Am I the only resident of the Hoosier state who cannot comprehend the priorities and prejudices–let alone the analytical abilities–of Indiana lawmakers?

It’s bad enough that the most high-profile battle of this session–HJR 3–has given the rest of the country the impression that Hoosiers are 19th Century yahoos determined to buck the headwinds of change. What’s worse is that all the high-profile jockeying to keep GLBT folks in second-class citizenship status has sucked the wind out of everything else going on–obscuring all the other stupid decisions being made at the Statehouse.
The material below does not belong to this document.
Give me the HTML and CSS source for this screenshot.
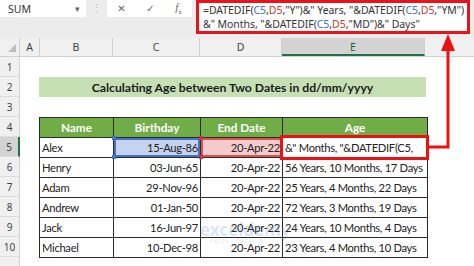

One example: HB 1351 which requires the drug testing of TANF recipients. This measure, which will cost taxpayers nearly 1.5 million in fiscal 2016-17 alone — is moving steadily through the General Assembly, despite the fact that in states that have passed such laws , like Florida, courts have held it unconstitutional–and despite the fact that very few abusers were found. (If I had to guess, I’d bet the percentage of drug abusers in the General Assembly is substantially higher than the percentage on welfare. Drugs cost money, and TANF pays $288 per month for a family of three. You try living and buying drugs on that.)

As of March 2013, there were just 26,364 individual Hoosiers receiving TANF.  Of that number, 23,128 were children. So Indiana is proposing to spend a million and a half dollars to test three thousand adults for drug abuse.

Dumb or not, this costly measure of dubious constitutionality and demonstrated ineffectiveness is speeding merrily through the process.  Meanwhile, SB 413, a bill that  would encourage TANF families to accumulate the assets they need to transition off of public assistance [and save taxpayer money], is not expected to go anywhere–despite the fact that other states that have implemented that measure have saved money and helped poor people move toward self-sufficiency.

It’s hard to escape the suspicion that our legislators not only don’t want to help poor folks–they want to punish them for being poor. One reason there are so few adults receiving TANF is that we have already made the process so difficult and demeaning that only 2.9% of impoverished Hoosiers participate.

I guess GLBT folks aren’t the only people Indiana doesn’t want.